Pop quiz! What’s an EDI 850? Correct, it’s a purchase order!
Second, an EDI 860 can be used by your customer to accept your changes to their original purchase order. If you’re using the EDI 846 inventory inquiry advice, then you hopefully won’t run into this too often as a result of low inventory levels.
EDI 862 – Shipping Schedule
Mainly used to support just-in-time (JIT) manufacturing, an EDI 862 is used in real time to provide updates on shipment details. As most manufacturers know, supply and demand isn’t always 1:1, nor can it always be predicted. In that sense, an EDI 862 acts as a constant refresher to the EDI 830 (Planning Schedule with Release) to notify the customer of any changes as an order approaches fulfillment.
EDI 940 – Warehouse Shipping Order
An EDI 940 is used when a third-party is involved in the shipment, which is often the case when it comes to the manufacturing industry. As a manufacturer, you send an EDI 940 in order to authorize a warehouse, or some other third-party logistics (3PL) provider, to send a shipment to its intended location.

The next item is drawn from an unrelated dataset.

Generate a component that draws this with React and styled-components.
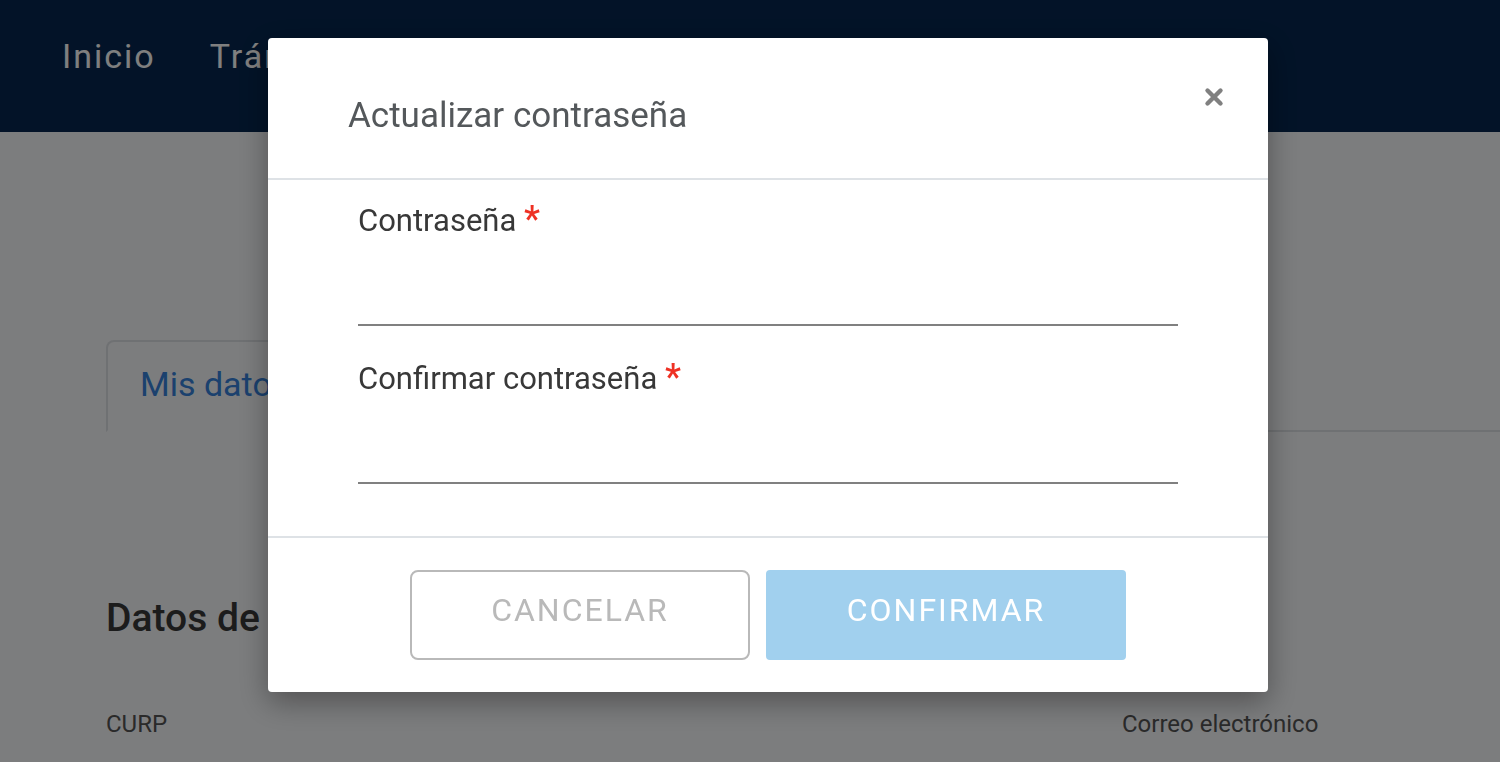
import React from "react";
import styled, { createGlobalStyle } from "styled-components";

const GlobalStyle = createGlobalStyle`
  *, *::before, *::after { box-sizing: border-box; }
  body {
    margin: 0;
    background: #f9fafd;
    color: #383838;
    font-family: Roboto, "Noto Sans", sans-serif;
    overflow: hidden;
  }
  button, input { font: inherit; }
`;

const TopBar = styled.header`
  background: #062750;
  padding: 32px 62px 52px;
`;

const Nav = styled.nav`
  display: flex;
  gap: 54px;
`;

const NavLink = styled.a`
  color: #fff;
  font-size: 34px;
  line-height: 48px;
  letter-spacing: 2px;
  text-decoration: none;
`;

const Content = styled.main`
  padding: 208px 0 0 106px;
`;

const Tabs = styled.div`
  display: flex;
  align-items: flex-end;
`;

const Tab = styled.button`
  height: 92px;
  padding: 0 32px 4px;
  border: 2px solid #dee2e6;
  border-bottom-color: transparent;
  border-radius: 8px 8px 0 0;
  background: transparent;
  color: #3682dc;
  font-size: 34px;
  line-height: 48px;
`;

const TabRule = styled.div`
  flex: 1;
  border-bottom: 2px solid #dee2e6;
`;

const SectionTitle = styled.h2`
  margin: 160px 0 64px;
  font-size: 39px;
  line-height: 52px;
  font-weight: 500;
`;

const Details = styled.div`
  display: grid;
  grid-template-columns: 1016fr 378fr;
  padding-bottom: 16px;
`;

const Detail = styled.span`
  font-size: 24px;
  line-height: 32px;
  color: #555;
`;

const Backdrop = styled.div`
  position: fixed;
  inset: 0;
  display: flex;
  justify-content: center;
  align-items: flex-start;
  padding: 38px 0 0 36px;
  background: rgba(0, 0, 0, 0.5);
  overflow: auto;
`;

const Dialog = styled.section`
  width: 100%;
  max-width: 1000px;
  border-radius: 4px;
  background: #fff;
  box-shadow: 0 10px 30px rgba(0, 0, 0, 0.35);
`;

const DialogHeader = styled.header`
  display: flex;
  justify-content: space-between;
  align-items: flex-start;
  padding: 40px 36px 32px 80px;
  border-bottom: 2px solid #dee2e6;
`;

const DialogTitle = styled.h1`
  margin: 0;
  padding-top: 8px;
  color: #54585b;
  font-size: 35px;
  line-height: 60px;
  font-weight: 400;
`;

const CloseButton = styled.button`
  display: flex;
  padding: 6px 5px;
  border: 0;
  background: transparent;
  color: #808080;
`;

const DialogBody = styled.div`
  display: grid;
  gap: 28px;
  padding: 16px 90px 52px;
`;

const Field = styled.label`
  display: block;
  font-size: 31px;
  line-height: 50px;
`;

const Required = styled.span`
  color: #ee3124;
  font-size: 36px;
  font-weight: 500;
  line-height: 0;
`;

const PasswordInput = styled.input`
  display: block;
  width: 100%;
  height: 80px;
  padding: 0;
  border: 0;
  border-bottom: 2px solid #808080;
  border-radius: 0;
  background: transparent;
  outline: none;
`;

const DialogFooter = styled.footer`
  display: flex;
  justify-content: center;
  gap: 16px;
  padding: 32px;
  border-top: 2px solid #dee2e6;
`;

const ActionButton = styled.button`
  flex: 0 1 ${(p) => (p.$primary ? "360px" : "340px")};
  height: 90px;
  padding: 0 0 10px;
  border: 2px solid ${(p) => (p.$primary ? "#a1d0ee" : "#b9b9b9")};
  border-radius: ${(p) => (p.$primary ? "4px" : "8px")};
  background: ${(p) => (p.$primary ? "#a1d0ee" : "#fff")};
  color: ${(p) => (p.$primary ? "#fff" : "#b9b9b9")};
  font-size: 32px;
  letter-spacing: 2px;
`;

function CloseIcon() {
  return (
    <svg width="26" height="26" viewBox="0 0 26 26" fill="none" aria-hidden="true">
      <path d="M6.5 6.5L19.5 19.5M19.5 6.5L6.5 19.5" stroke="currentColor" strokeWidth="4.4" strokeLinecap="round" />
    </svg>
  );
}

function PasswordField({ label, name }) {
  return (
    <Field>
      {label} <Required>*</Required>
      <PasswordInput type="password" name={name} required />
    </Field>
  );
}

export default function App() {
  return (
    <>
      <GlobalStyle />
      <TopBar>
        <Nav>
          <NavLink href="#inicio">Inicio</NavLink>
          <NavLink href="#tramites">Trámites</NavLink>
        </Nav>
      </TopBar>
      <Content>
        <Tabs>
          <Tab type="button">Mis datos</Tab>
          <TabRule />
        </Tabs>
        <SectionTitle>Datos de</SectionTitle>
        <Details>
          <Detail>CURP</Detail>
          <Detail>Correo electrónico</Detail>
        </Details>
      </Content>
      <Backdrop>
        <Dialog role="dialog" aria-modal="true" aria-labelledby="dialog-title">
          <DialogHeader>
            <DialogTitle id="dialog-title">Actualizar contraseña</DialogTitle>
            <CloseButton type="button" aria-label="Cerrar">
              <CloseIcon />
            </CloseButton>
          </DialogHeader>
          <DialogBody>
            <PasswordField label="Contraseña" name="password" />
            <PasswordField label="Confirmar contraseña" name="confirmation" />
          </DialogBody>
          <DialogFooter>
            <ActionButton type="button">CANCELAR</ActionButton>
            <ActionButton type="button" $primary>CONFIRMAR</ActionButton>
          </DialogFooter>
        </Dialog>
      </Backdrop>
    </>
  );
}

It’s also important to note that an EDI 940 is often used in drop-ship scenarios, as many manufacturing companies choose to outsource drop shipping to a 3PL. This can be a huge cost saving opportunity for manufacturers, so it’s good to know the ins-and-outs of drop shipping to make the best decision.
EDI 945 – Warehouse Ship Advice
Similar to an advance shipment notice (ASN), an EDI 945 is the warehouse’s way of letting you know that their warehouse shipping order (EDI 940) has been fulfilled. Put simply, an EDI 945 lets manufacturers know that their order has shipped from the warehouse and is off to its intended destination, regardless of whether the order is going to a customer or direct to consumer.